◆ WHAT IS EXPECTED ◆
Return all of the data exactly, with nothing left out but the pictures.
** start DATASET EXTRACT **
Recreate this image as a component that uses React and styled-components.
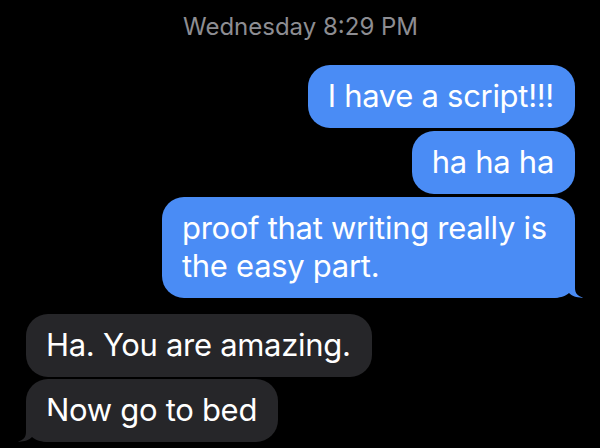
import React from 'react';
import styled, { createGlobalStyle } from 'styled-components';

const GlobalStyle = createGlobalStyle`
  html, body {
    margin: 0;
    padding: 0;
    background: #000;
  }
  body {
    font-family: Inter, "Noto Sans", sans-serif;
    -webkit-font-smoothing: antialiased;
  }
`;

const Thread = styled.div`
  width: 600px;
  height: 448px;
  overflow: hidden;
  background: #000;
  display: flex;
  flex-direction: column;
  padding: 12px 25px 0 26px;
  box-sizing: border-box;
`;

const Stamp = styled.div`
  text-align: center;
  color: #8d8d92;
  font-size: 24px;
  line-height: 30px;
  margin-bottom: 23px;
`;

const Group = styled.div`
  display: flex;
  flex-direction: column;
  align-items: ${({ $mine }) => ($mine ? 'flex-end' : 'flex-start')};
  gap: ${({ $mine }) => ($mine ? '3px' : '2px')};
  margin-bottom: 16px;
`;

const Bubble = styled.div`
  position: relative;
  box-sizing: border-box;
  max-width: 413px;
  padding: 12px 21px 13px 20px;
  border-radius: 22px;
  font-size: 31px;
  line-height: 38px;
  letter-spacing: -0.3px;
  color: #fff;
  background: ${({ $mine }) => ($mine ? '#4a8cf5' : '#262629')};
`;

const Tail = styled.svg`
  position: absolute;
  bottom: 0;
  width: 40px;
  height: 26px;
  ${({ $mine }) => ($mine ? 'right: -10px;' : 'left: -10px; transform: scaleX(-1);')}
`;

const BubbleTail = ({ mine }) => (
  <Tail $mine={mine} viewBox="0 0 40 26">
    <path
      d="M0 0 H30 V16 C30 21 32.5 24.3 38.5 25.6 C33 26 27 24.5 24 21 C21 24 15 26 6 26 H0 Z"
      fill={mine ? '#4a8cf5' : '#262629'}
    />
  </Tail>
);

const messages = [
  {
    mine: true,
    items: ['I have a script!!!', 'ha ha ha', 'proof that writing really is the easy part.'],
  },
  {
    mine: false,
    items: ['Ha. You are amazing.', 'Now go to bed'],
  },
];

const App = () => (
  <>
    <GlobalStyle />
    <Thread>
      <Stamp>Wednesday 8:29 PM</Stamp>
      {messages.map((group, gi) => (
        <Group key={gi} $mine={group.mine}>
          {group.items.map((text, i) => (
            <Bubble key={i} $mine={group.mine}>
              {text}
              {i === group.items.length - 1 && <BubbleTail mine={group.mine} />}
            </Bubble>
          ))}
        </Group>
      ))}
    </Thread>
  </>
);

export default App;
** end DATASET EXTRACT **
◆ ANSWER TO THE PROBLEM ◆
Recreate this image as a component that uses React and styled-components.
import React from 'react';
import styled, { createGlobalStyle } from 'styled-components';

const GlobalStyle = createGlobalStyle`
  html, body {
    margin: 0;
    padding: 0;
    background: #000;
  }
  body {
    font-family: Inter, "Noto Sans", sans-serif;
    -webkit-font-smoothing: antialiased;
  }
`;

const Thread = styled.div`
  width: 600px;
  height: 448px;
  overflow: hidden;
  background: #000;
  display: flex;
  flex-direction: column;
  padding: 12px 25px 0 26px;
  box-sizing: border-box;
`;

const Stamp = styled.div`
  text-align: center;
  color: #8d8d92;
  font-size: 24px;
  line-height: 30px;
  margin-bottom: 23px;
`;

const Group = styled.div`
  display: flex;
  flex-direction: column;
  align-items: ${({ $mine }) => ($mine ? 'flex-end' : 'flex-start')};
  gap: ${({ $mine }) => ($mine ? '3px' : '2px')};
  margin-bottom: 16px;
`;

const Bubble = styled.div`
  position: relative;
  box-sizing: border-box;
  max-width: 413px;
  padding: 12px 21px 13px 20px;
  border-radius: 22px;
  font-size: 31px;
  line-height: 38px;
  letter-spacing: -0.3px;
  color: #fff;
  background: ${({ $mine }) => ($mine ? '#4a8cf5' : '#262629')};
`;

const Tail = styled.svg`
  position: absolute;
  bottom: 0;
  width: 40px;
  height: 26px;
  ${({ $mine }) => ($mine ? 'right: -10px;' : 'left: -10px; transform: scaleX(-1);')}
`;

const BubbleTail = ({ mine }) => (
  <Tail $mine={mine} viewBox="0 0 40 26">
    <path
      d="M0 0 H30 V16 C30 21 32.5 24.3 38.5 25.6 C33 26 27 24.5 24 21 C21 24 15 26 6 26 H0 Z"
      fill={mine ? '#4a8cf5' : '#262629'}
    />
  </Tail>
);

const messages = [
  {
    mine: true,
    items: ['I have a script!!!', 'ha ha ha', 'proof that writing really is the easy part.'],
  },
  {
    mine: false,
    items: ['Ha. You are amazing.', 'Now go to bed'],
  },
];

const App = () => (
  <>
    <GlobalStyle />
    <Thread>
      <Stamp>Wednesday 8:29 PM</Stamp>
      {messages.map((group, gi) => (
        <Group key={gi} $mine={group.mine}>
          {group.items.map((text, i) => (
            <Bubble key={i} $mine={group.mine}>
              {text}
              {i === group.items.length - 1 && <BubbleTail mine={group.mine} />}
            </Bubble>
          ))}
        </Group>
      ))}
    </Thread>
  </>
);

export default App;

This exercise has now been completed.